Even I could sign up to the five principles outlined by the Prime Minister. I doubt if there is a person in the land who doesn’t want fairness, competitiveness, flexibility, subsidiarity and democratic accountability. It’s not difficult to come up with general ideas that appeal – the difficulty lies in translating them into meaningful action.

Few people would disagree that the EU needs reform. Most would like to know what such reform would actually entail. Yet Cameron said almost nothing about what exactly it is he wishes to re-negotiate. It was surprisingly empty and begged more questions that it has answered.

Cameron is treating Britain’s membership of the European Union as a blank sheet of paper which we can go back and negotiate from scratch. Judging by the interview given to Newsnight yesterday by Guy Verhofstadt MEP, a former Belgian Prime Minister who now leads the Liberal Group in the European Parliament, this will not be the case. David Cameron will, therefore, be faced with tricky negotiations and I, for one, will follow his performance very closely.

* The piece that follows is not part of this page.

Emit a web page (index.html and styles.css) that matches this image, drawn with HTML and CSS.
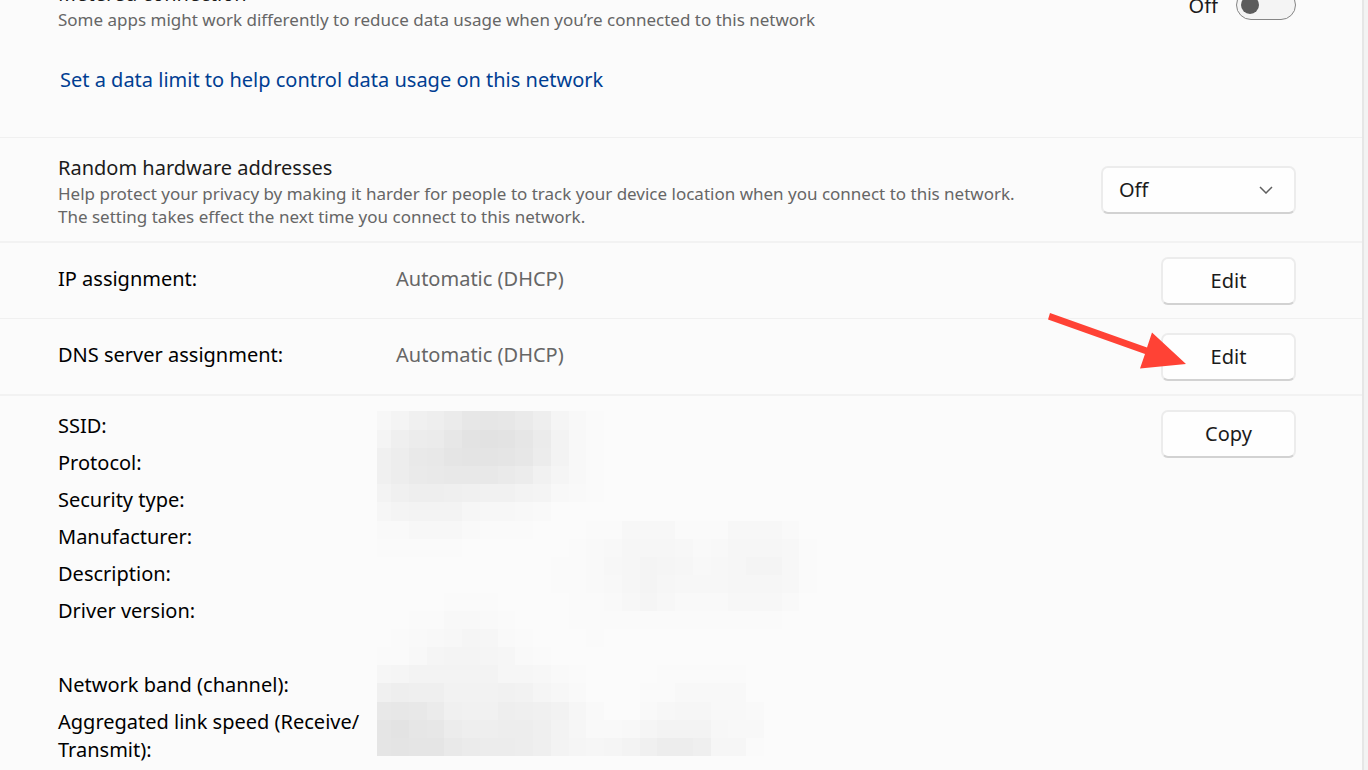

Returning to practical matters in the here and now, Shadow Foreign Secretary Douglas Alexander said today that Cameron’s speech has served to increase uncertainty and he fears it could increase economic instability. The promise of referendum on EU membership seven years from now can only be damaging from now onwards.

Cameron’s approach is weak and misguided. Even worse, he may not have achieved anything at all – the Eurosceptics may feel his speech did not provide enough while the rest of us may be put off by its generality and lack of content.